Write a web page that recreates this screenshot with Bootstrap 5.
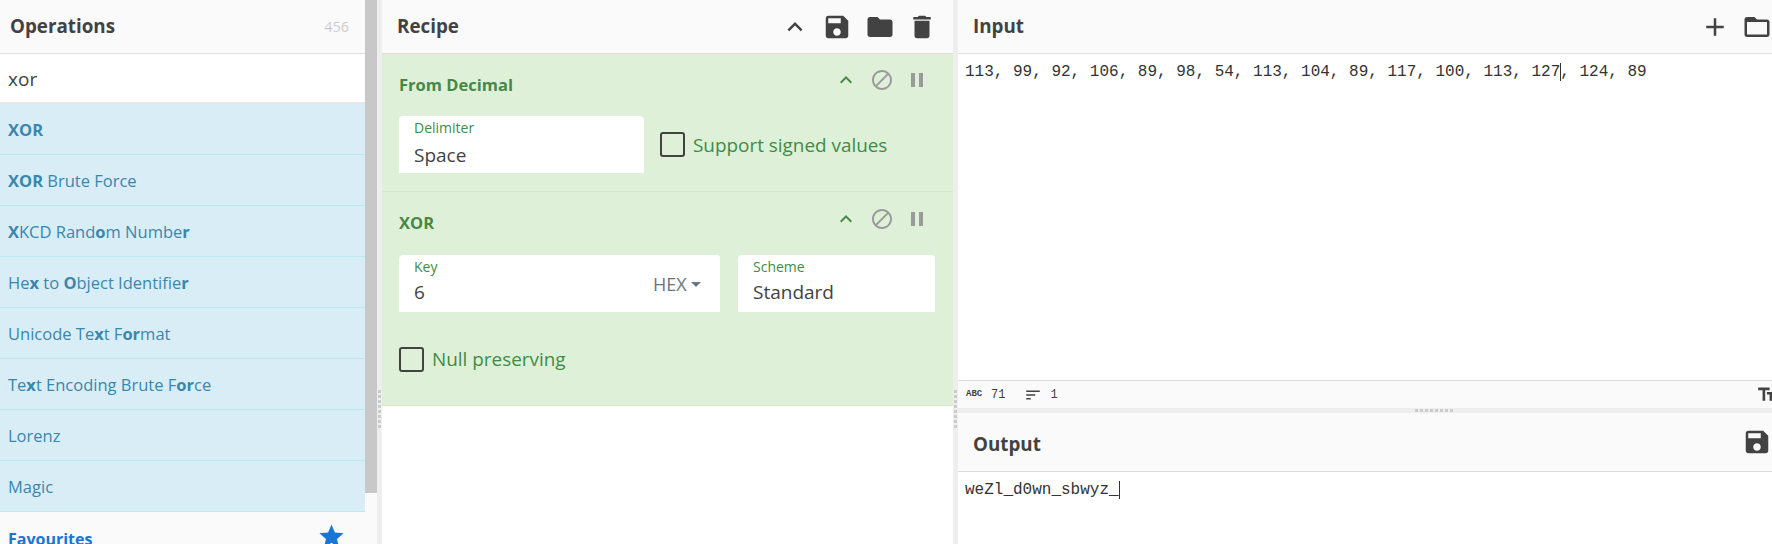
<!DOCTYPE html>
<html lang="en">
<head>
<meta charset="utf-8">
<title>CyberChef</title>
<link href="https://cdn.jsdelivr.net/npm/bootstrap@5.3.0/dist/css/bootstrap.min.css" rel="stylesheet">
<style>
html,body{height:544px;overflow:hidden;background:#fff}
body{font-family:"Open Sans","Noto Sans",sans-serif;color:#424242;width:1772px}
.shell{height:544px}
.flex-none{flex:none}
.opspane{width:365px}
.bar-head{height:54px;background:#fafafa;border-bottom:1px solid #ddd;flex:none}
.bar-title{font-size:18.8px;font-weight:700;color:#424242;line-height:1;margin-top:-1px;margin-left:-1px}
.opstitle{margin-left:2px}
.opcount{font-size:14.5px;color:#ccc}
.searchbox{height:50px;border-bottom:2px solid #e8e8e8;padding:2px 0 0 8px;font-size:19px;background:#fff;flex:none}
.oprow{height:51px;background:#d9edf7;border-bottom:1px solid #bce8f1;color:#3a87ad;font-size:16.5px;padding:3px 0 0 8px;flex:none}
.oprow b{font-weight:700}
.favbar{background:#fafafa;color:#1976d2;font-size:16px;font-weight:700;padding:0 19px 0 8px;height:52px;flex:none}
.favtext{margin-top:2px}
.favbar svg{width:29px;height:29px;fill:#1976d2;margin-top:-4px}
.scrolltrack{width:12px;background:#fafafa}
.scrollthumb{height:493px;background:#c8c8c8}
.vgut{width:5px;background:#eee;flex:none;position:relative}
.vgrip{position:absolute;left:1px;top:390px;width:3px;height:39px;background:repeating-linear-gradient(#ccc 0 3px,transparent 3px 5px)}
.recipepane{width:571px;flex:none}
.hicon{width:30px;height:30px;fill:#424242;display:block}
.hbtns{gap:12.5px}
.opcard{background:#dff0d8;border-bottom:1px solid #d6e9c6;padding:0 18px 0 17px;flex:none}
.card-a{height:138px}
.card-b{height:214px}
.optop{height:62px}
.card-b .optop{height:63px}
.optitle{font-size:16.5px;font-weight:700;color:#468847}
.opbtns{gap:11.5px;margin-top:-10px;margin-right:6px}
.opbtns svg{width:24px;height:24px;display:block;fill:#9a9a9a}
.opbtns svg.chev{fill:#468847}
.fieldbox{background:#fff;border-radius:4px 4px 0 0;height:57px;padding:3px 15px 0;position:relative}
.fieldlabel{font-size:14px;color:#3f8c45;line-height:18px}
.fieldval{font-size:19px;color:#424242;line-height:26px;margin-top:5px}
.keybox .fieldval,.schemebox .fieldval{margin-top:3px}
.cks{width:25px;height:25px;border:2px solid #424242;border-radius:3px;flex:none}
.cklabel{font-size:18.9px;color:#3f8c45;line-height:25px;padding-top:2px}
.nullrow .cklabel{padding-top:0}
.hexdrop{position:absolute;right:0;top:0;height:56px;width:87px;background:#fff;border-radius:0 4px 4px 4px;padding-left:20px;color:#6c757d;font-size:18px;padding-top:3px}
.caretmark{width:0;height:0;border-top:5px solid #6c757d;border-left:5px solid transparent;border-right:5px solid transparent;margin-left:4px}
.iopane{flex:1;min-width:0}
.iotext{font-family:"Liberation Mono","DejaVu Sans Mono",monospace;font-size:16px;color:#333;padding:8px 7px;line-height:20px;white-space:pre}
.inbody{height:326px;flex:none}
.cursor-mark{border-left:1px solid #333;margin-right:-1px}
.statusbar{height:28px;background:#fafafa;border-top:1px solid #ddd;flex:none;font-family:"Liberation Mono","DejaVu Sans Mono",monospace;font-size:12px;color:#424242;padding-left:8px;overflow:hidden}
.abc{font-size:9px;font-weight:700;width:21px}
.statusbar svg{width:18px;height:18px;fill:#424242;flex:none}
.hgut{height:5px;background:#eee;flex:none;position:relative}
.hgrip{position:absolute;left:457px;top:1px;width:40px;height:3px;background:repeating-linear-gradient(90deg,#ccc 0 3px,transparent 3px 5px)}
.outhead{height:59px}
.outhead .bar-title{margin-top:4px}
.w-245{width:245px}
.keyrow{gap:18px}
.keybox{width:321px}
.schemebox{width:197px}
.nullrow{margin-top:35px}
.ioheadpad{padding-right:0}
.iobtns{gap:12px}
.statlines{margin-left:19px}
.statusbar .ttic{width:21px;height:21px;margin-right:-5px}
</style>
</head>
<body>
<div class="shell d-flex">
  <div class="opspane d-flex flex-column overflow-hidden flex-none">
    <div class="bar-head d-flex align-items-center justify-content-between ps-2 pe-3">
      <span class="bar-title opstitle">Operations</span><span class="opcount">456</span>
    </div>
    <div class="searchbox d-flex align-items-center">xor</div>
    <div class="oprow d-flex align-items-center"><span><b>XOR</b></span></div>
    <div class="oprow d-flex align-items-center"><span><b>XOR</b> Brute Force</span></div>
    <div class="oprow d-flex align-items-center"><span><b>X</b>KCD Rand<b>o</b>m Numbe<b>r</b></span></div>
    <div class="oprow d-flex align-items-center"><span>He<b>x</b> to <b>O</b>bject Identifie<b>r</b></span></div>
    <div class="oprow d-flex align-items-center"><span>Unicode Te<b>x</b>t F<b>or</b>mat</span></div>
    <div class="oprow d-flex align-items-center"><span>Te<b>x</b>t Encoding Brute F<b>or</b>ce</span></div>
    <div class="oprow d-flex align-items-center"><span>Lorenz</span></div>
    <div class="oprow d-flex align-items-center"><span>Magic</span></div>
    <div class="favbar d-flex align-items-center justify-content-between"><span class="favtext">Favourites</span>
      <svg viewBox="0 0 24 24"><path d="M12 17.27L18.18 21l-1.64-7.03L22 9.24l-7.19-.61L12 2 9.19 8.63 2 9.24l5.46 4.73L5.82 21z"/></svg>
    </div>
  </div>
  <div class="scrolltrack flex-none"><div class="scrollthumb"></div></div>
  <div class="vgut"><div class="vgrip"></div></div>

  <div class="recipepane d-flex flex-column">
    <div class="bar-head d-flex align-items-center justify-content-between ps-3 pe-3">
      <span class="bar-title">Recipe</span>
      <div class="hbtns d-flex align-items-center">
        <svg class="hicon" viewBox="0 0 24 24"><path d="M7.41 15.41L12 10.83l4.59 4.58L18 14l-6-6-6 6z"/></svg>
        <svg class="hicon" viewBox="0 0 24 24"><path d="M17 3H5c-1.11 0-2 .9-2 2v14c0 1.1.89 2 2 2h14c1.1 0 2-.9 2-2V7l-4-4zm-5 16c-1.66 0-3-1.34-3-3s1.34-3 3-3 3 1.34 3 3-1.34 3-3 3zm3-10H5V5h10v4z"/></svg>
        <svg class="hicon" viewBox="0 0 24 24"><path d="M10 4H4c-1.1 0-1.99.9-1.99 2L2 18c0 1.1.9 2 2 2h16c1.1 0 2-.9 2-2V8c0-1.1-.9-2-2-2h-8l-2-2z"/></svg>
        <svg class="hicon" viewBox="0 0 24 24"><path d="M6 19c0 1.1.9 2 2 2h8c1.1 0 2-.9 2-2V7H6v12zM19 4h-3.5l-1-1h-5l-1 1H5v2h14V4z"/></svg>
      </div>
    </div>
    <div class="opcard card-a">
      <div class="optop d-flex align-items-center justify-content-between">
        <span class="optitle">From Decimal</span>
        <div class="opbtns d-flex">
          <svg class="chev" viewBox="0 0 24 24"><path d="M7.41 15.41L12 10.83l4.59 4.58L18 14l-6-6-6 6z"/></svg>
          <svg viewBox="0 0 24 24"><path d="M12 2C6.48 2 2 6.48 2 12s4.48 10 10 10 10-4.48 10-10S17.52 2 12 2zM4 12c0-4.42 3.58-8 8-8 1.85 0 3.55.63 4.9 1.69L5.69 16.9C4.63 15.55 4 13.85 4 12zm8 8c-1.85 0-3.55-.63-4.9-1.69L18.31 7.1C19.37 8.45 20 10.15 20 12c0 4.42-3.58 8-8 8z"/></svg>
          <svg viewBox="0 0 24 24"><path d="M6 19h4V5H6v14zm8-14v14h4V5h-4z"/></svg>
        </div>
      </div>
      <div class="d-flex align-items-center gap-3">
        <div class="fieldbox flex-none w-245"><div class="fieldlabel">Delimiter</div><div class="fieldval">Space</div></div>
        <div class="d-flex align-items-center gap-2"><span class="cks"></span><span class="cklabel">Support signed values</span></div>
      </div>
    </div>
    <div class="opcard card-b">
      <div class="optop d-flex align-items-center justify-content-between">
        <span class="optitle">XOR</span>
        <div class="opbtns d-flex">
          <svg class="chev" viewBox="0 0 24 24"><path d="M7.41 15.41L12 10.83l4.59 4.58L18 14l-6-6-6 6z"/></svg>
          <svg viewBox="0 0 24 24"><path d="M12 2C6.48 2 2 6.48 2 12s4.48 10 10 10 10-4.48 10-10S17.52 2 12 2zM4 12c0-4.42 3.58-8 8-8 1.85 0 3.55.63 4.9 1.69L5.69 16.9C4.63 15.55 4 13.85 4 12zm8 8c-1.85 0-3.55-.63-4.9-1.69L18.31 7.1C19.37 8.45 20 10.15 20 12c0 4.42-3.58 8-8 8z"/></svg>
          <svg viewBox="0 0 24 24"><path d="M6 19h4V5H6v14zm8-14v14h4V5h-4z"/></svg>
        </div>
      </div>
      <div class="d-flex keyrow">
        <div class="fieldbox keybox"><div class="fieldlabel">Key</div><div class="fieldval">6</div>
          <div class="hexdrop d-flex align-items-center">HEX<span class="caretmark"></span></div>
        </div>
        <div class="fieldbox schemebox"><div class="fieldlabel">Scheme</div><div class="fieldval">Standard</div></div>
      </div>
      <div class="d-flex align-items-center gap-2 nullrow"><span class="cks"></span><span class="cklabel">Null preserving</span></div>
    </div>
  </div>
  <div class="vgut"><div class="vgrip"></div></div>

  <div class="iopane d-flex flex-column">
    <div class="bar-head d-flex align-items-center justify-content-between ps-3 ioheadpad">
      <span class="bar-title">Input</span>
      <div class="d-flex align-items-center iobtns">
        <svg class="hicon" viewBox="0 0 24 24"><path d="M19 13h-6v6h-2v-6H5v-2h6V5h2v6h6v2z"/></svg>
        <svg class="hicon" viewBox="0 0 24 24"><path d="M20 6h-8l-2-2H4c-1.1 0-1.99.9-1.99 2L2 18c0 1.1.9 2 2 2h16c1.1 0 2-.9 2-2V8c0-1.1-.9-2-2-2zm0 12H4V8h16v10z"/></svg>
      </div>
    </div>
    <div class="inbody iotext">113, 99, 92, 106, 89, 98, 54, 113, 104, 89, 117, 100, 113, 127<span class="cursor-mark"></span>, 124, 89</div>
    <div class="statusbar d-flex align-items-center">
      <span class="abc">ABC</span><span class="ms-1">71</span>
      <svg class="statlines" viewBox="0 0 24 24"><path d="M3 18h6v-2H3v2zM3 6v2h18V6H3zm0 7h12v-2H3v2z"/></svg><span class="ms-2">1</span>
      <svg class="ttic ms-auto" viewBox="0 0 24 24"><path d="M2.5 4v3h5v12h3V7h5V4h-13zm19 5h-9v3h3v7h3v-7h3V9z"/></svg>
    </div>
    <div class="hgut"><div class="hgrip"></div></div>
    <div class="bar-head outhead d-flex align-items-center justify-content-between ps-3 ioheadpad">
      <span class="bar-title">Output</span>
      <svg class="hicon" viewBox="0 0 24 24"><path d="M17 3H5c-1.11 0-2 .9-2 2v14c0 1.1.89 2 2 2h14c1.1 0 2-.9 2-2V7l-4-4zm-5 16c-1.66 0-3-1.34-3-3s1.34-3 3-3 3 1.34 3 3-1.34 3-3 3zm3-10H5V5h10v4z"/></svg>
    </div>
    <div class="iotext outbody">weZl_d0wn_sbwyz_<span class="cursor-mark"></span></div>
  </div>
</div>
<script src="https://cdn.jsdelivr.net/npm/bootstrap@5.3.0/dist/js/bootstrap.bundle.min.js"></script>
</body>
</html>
+ + + +
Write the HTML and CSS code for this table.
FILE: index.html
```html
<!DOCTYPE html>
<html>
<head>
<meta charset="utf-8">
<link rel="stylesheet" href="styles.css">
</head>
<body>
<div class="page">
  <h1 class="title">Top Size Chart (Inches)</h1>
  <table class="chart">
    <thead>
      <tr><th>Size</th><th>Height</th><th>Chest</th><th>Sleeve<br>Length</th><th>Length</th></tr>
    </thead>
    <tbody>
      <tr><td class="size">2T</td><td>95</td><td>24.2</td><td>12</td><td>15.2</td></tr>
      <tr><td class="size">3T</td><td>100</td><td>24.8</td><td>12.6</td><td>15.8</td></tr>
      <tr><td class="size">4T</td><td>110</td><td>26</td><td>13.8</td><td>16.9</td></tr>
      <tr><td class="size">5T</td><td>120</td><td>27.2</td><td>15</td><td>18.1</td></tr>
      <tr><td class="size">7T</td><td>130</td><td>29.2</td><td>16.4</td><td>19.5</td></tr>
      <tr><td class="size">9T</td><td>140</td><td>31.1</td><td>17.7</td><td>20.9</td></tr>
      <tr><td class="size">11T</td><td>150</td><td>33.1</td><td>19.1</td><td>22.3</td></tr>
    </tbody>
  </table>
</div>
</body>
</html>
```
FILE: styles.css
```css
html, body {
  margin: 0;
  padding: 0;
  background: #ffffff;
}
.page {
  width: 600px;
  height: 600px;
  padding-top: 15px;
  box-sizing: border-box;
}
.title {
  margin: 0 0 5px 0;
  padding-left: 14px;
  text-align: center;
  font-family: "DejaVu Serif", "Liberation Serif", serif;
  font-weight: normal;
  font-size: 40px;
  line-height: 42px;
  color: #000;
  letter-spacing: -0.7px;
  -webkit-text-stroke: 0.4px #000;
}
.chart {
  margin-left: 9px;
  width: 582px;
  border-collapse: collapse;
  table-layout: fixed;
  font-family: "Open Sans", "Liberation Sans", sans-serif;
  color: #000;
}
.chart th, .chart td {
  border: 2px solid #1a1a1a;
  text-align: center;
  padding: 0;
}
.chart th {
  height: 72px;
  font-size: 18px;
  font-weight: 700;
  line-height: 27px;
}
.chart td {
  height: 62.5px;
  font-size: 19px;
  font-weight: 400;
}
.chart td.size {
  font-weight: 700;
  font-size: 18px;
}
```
+ + + +
How many of the lines above contain the string "page"? Give the number only.

**OUTPUT FOR THIS TASK:** 3